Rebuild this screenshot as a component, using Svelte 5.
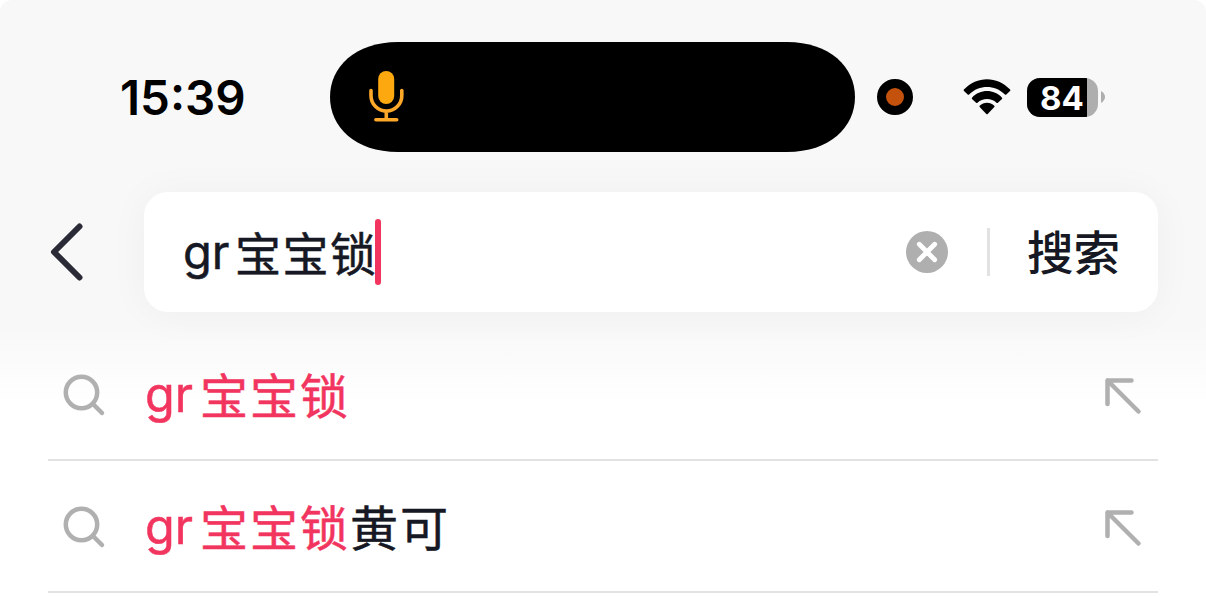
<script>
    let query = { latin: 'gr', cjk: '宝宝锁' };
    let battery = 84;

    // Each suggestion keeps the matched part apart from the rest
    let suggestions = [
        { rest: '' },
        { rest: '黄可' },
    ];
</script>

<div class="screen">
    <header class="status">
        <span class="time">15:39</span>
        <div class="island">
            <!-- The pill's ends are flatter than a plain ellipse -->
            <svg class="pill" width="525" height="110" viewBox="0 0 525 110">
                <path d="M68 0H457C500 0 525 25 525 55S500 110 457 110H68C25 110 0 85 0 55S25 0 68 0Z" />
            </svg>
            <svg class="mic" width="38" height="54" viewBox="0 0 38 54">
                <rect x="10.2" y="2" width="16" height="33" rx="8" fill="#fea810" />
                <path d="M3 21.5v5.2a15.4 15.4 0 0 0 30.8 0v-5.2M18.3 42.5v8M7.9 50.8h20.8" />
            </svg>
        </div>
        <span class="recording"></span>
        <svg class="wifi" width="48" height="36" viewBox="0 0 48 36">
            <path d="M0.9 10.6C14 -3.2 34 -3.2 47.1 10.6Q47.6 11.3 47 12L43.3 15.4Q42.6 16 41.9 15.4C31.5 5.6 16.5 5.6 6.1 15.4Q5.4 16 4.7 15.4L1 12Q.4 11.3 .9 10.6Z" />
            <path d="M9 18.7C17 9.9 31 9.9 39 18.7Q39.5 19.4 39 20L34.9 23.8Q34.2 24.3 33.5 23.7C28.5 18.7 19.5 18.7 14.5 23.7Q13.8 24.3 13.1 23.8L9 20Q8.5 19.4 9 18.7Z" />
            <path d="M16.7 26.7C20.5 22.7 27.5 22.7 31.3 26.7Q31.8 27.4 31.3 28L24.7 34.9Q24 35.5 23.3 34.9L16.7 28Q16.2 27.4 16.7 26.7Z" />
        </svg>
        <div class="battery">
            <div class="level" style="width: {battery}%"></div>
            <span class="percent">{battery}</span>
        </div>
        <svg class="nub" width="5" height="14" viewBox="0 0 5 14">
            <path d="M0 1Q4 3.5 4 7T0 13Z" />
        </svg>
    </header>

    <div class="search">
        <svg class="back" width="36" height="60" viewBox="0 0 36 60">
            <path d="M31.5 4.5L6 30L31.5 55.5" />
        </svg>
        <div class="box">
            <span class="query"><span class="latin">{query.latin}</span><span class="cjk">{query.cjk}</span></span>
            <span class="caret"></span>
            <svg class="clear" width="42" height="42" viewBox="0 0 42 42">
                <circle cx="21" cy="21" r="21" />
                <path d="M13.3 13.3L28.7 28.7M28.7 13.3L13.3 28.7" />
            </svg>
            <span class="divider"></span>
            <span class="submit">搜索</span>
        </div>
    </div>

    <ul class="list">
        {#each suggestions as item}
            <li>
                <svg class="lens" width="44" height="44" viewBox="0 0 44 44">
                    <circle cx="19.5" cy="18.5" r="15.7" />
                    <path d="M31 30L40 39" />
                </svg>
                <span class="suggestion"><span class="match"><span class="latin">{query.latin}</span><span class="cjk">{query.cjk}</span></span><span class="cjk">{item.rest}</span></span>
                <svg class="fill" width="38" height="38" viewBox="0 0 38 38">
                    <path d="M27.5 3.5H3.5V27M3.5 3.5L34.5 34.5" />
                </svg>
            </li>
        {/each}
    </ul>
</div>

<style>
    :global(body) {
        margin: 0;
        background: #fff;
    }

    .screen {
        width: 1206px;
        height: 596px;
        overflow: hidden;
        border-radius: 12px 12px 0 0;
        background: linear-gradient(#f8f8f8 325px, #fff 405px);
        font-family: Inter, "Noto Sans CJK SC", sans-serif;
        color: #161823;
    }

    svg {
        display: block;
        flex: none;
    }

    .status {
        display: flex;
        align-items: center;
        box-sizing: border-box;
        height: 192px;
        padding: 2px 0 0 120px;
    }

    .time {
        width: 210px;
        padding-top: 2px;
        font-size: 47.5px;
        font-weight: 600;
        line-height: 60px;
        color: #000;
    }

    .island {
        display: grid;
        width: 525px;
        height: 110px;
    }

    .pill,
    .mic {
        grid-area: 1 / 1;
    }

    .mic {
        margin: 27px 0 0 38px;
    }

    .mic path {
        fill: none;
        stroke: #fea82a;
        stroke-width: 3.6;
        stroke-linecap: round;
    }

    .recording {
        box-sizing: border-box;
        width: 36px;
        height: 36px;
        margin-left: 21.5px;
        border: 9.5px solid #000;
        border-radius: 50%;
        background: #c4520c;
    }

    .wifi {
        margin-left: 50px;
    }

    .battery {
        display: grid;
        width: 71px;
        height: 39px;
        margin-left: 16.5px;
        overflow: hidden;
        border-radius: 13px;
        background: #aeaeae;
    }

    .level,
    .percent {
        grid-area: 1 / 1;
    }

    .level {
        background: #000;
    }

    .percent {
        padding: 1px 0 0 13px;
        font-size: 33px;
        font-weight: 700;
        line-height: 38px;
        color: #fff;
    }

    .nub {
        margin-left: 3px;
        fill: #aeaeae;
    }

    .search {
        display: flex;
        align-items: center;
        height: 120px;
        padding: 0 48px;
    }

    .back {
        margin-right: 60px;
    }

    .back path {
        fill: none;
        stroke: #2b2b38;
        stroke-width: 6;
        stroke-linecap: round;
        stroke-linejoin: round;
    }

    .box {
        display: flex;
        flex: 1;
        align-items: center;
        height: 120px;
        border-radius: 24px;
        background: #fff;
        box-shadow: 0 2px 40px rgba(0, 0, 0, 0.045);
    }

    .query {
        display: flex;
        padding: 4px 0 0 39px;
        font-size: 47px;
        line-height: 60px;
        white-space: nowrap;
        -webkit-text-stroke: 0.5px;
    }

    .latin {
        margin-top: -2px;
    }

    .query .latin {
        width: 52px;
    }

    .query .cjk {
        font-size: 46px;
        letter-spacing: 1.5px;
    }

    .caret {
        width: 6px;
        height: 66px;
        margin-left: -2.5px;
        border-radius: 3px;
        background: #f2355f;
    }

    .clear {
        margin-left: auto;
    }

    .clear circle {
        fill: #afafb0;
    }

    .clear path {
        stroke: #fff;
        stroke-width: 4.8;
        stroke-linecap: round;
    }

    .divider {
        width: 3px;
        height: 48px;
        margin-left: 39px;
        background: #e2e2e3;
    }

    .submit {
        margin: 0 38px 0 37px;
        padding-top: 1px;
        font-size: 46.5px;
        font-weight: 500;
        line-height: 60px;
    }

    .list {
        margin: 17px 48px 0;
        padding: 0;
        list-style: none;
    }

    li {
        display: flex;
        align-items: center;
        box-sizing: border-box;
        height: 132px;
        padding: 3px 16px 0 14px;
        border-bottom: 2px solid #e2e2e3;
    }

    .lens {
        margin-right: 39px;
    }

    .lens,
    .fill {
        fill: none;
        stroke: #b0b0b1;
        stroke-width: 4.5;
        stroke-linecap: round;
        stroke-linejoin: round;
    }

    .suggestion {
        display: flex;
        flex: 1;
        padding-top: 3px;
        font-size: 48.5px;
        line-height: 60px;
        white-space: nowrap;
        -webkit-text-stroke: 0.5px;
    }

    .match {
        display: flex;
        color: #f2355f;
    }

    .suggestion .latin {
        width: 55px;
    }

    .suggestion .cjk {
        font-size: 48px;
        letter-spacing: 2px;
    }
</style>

☆ ☆ ☆

= WORK TO COMPLETE =
Repeat the material exactly as it reads, without any of its pictures.

= SOLUTION TO THE EXERCISE =
Rebuild this screenshot as a component, using Svelte 5.
<script>
    let query = { latin: 'gr', cjk: '宝宝锁' };
    let battery = 84;

    // Each suggestion keeps the matched part apart from the rest
    let suggestions = [
        { rest: '' },
        { rest: '黄可' },
    ];
</script>

<div class="screen">
    <header class="status">
        <span class="time">15:39</span>
        <div class="island">
            <!-- The pill's ends are flatter than a plain ellipse -->
            <svg class="pill" width="525" height="110" viewBox="0 0 525 110">
                <path d="M68 0H457C500 0 525 25 525 55S500 110 457 110H68C25 110 0 85 0 55S25 0 68 0Z" />
            </svg>
            <svg class="mic" width="38" height="54" viewBox="0 0 38 54">
                <rect x="10.2" y="2" width="16" height="33" rx="8" fill="#fea810" />
                <path d="M3 21.5v5.2a15.4 15.4 0 0 0 30.8 0v-5.2M18.3 42.5v8M7.9 50.8h20.8" />
            </svg>
        </div>
        <span class="recording"></span>
        <svg class="wifi" width="48" height="36" viewBox="0 0 48 36">
            <path d="M0.9 10.6C14 -3.2 34 -3.2 47.1 10.6Q47.6 11.3 47 12L43.3 15.4Q42.6 16 41.9 15.4C31.5 5.6 16.5 5.6 6.1 15.4Q5.4 16 4.7 15.4L1 12Q.4 11.3 .9 10.6Z" />
            <path d="M9 18.7C17 9.9 31 9.9 39 18.7Q39.5 19.4 39 20L34.9 23.8Q34.2 24.3 33.5 23.7C28.5 18.7 19.5 18.7 14.5 23.7Q13.8 24.3 13.1 23.8L9 20Q8.5 19.4 9 18.7Z" />
            <path d="M16.7 26.7C20.5 22.7 27.5 22.7 31.3 26.7Q31.8 27.4 31.3 28L24.7 34.9Q24 35.5 23.3 34.9L16.7 28Q16.2 27.4 16.7 26.7Z" />
        </svg>
        <div class="battery">
            <div class="level" style="width: {battery}%"></div>
            <span class="percent">{battery}</span>
        </div>
        <svg class="nub" width="5" height="14" viewBox="0 0 5 14">
            <path d="M0 1Q4 3.5 4 7T0 13Z" />
        </svg>
    </header>

    <div class="search">
        <svg class="back" width="36" height="60" viewBox="0 0 36 60">
            <path d="M31.5 4.5L6 30L31.5 55.5" />
        </svg>
        <div class="box">
            <span class="query"><span class="latin">{query.latin}</span><span class="cjk">{query.cjk}</span></span>
            <span class="caret"></span>
            <svg class="clear" width="42" height="42" viewBox="0 0 42 42">
                <circle cx="21" cy="21" r="21" />
                <path d="M13.3 13.3L28.7 28.7M28.7 13.3L13.3 28.7" />
            </svg>
            <span class="divider"></span>
            <span class="submit">搜索</span>
        </div>
    </div>

    <ul class="list">
        {#each suggestions as item}
            <li>
                <svg class="lens" width="44" height="44" viewBox="0 0 44 44">
                    <circle cx="19.5" cy="18.5" r="15.7" />
                    <path d="M31 30L40 39" />
                </svg>
                <span class="suggestion"><span class="match"><span class="latin">{query.latin}</span><span class="cjk">{query.cjk}</span></span><span class="cjk">{item.rest}</span></span>
                <svg class="fill" width="38" height="38" viewBox="0 0 38 38">
                    <path d="M27.5 3.5H3.5V27M3.5 3.5L34.5 34.5" />
                </svg>
            </li>
        {/each}
    </ul>
</div>

<style>
    :global(body) {
        margin: 0;
        background: #fff;
    }

    .screen {
        width: 1206px;
        height: 596px;
        overflow: hidden;
        border-radius: 12px 12px 0 0;
        background: linear-gradient(#f8f8f8 325px, #fff 405px);
        font-family: Inter, "Noto Sans CJK SC", sans-serif;
        color: #161823;
    }

    svg {
        display: block;
        flex: none;
    }

    .status {
        display: flex;
        align-items: center;
        box-sizing: border-box;
        height: 192px;
        padding: 2px 0 0 120px;
    }

    .time {
        width: 210px;
        padding-top: 2px;
        font-size: 47.5px;
        font-weight: 600;
        line-height: 60px;
        color: #000;
    }

    .island {
        display: grid;
        width: 525px;
        height: 110px;
    }

    .pill,
    .mic {
        grid-area: 1 / 1;
    }

    .mic {
        margin: 27px 0 0 38px;
    }

    .mic path {
        fill: none;
        stroke: #fea82a;
        stroke-width: 3.6;
        stroke-linecap: round;
    }

    .recording {
        box-sizing: border-box;
        width: 36px;
        height: 36px;
        margin-left: 21.5px;
        border: 9.5px solid #000;
        border-radius: 50%;
        background: #c4520c;
    }

    .wifi {
        margin-left: 50px;
    }

    .battery {
        display: grid;
        width: 71px;
        height: 39px;
        margin-left: 16.5px;
        overflow: hidden;
        border-radius: 13px;
        background: #aeaeae;
    }

    .level,
    .percent {
        grid-area: 1 / 1;
    }

    .level {
        background: #000;
    }

    .percent {
        padding: 1px 0 0 13px;
        font-size: 33px;
        font-weight: 700;
        line-height: 38px;
        color: #fff;
    }

    .nub {
        margin-left: 3px;
        fill: #aeaeae;
    }

    .search {
        display: flex;
        align-items: center;
        height: 120px;
        padding: 0 48px;
    }

    .back {
        margin-right: 60px;
    }

    .back path {
        fill: none;
        stroke: #2b2b38;
        stroke-width: 6;
        stroke-linecap: round;
        stroke-linejoin: round;
    }

    .box {
        display: flex;
        flex: 1;
        align-items: center;
        height: 120px;
        border-radius: 24px;
        background: #fff;
        box-shadow: 0 2px 40px rgba(0, 0, 0, 0.045);
    }

    .query {
        display: flex;
        padding: 4px 0 0 39px;
        font-size: 47px;
        line-height: 60px;
        white-space: nowrap;
        -webkit-text-stroke: 0.5px;
    }

    .latin {
        margin-top: -2px;
    }

    .query .latin {
        width: 52px;
    }

    .query .cjk {
        font-size: 46px;
        letter-spacing: 1.5px;
    }

    .caret {
        width: 6px;
        height: 66px;
        margin-left: -2.5px;
        border-radius: 3px;
        background: #f2355f;
    }

    .clear {
        margin-left: auto;
    }

    .clear circle {
        fill: #afafb0;
    }

    .clear path {
        stroke: #fff;
        stroke-width: 4.8;
        stroke-linecap: round;
    }

    .divider {
        width: 3px;
        height: 48px;
        margin-left: 39px;
        background: #e2e2e3;
    }

    .submit {
        margin: 0 38px 0 37px;
        padding-top: 1px;
        font-size: 46.5px;
        font-weight: 500;
        line-height: 60px;
    }

    .list {
        margin: 17px 48px 0;
        padding: 0;
        list-style: none;
    }

    li {
        display: flex;
        align-items: center;
        box-sizing: border-box;
        height: 132px;
        padding: 3px 16px 0 14px;
        border-bottom: 2px solid #e2e2e3;
    }

    .lens {
        margin-right: 39px;
    }

    .lens,
    .fill {
        fill: none;
        stroke: #b0b0b1;
        stroke-width: 4.5;
        stroke-linecap: round;
        stroke-linejoin: round;
    }

    .suggestion {
        display: flex;
        flex: 1;
        padding-top: 3px;
        font-size: 48.5px;
        line-height: 60px;
        white-space: nowrap;
        -webkit-text-stroke: 0.5px;
    }

    .match {
        display: flex;
        color: #f2355f;
    }

    .suggestion .latin {
        width: 55px;
    }

    .suggestion .cjk {
        font-size: 48px;
        letter-spacing: 2px;
    }
</style>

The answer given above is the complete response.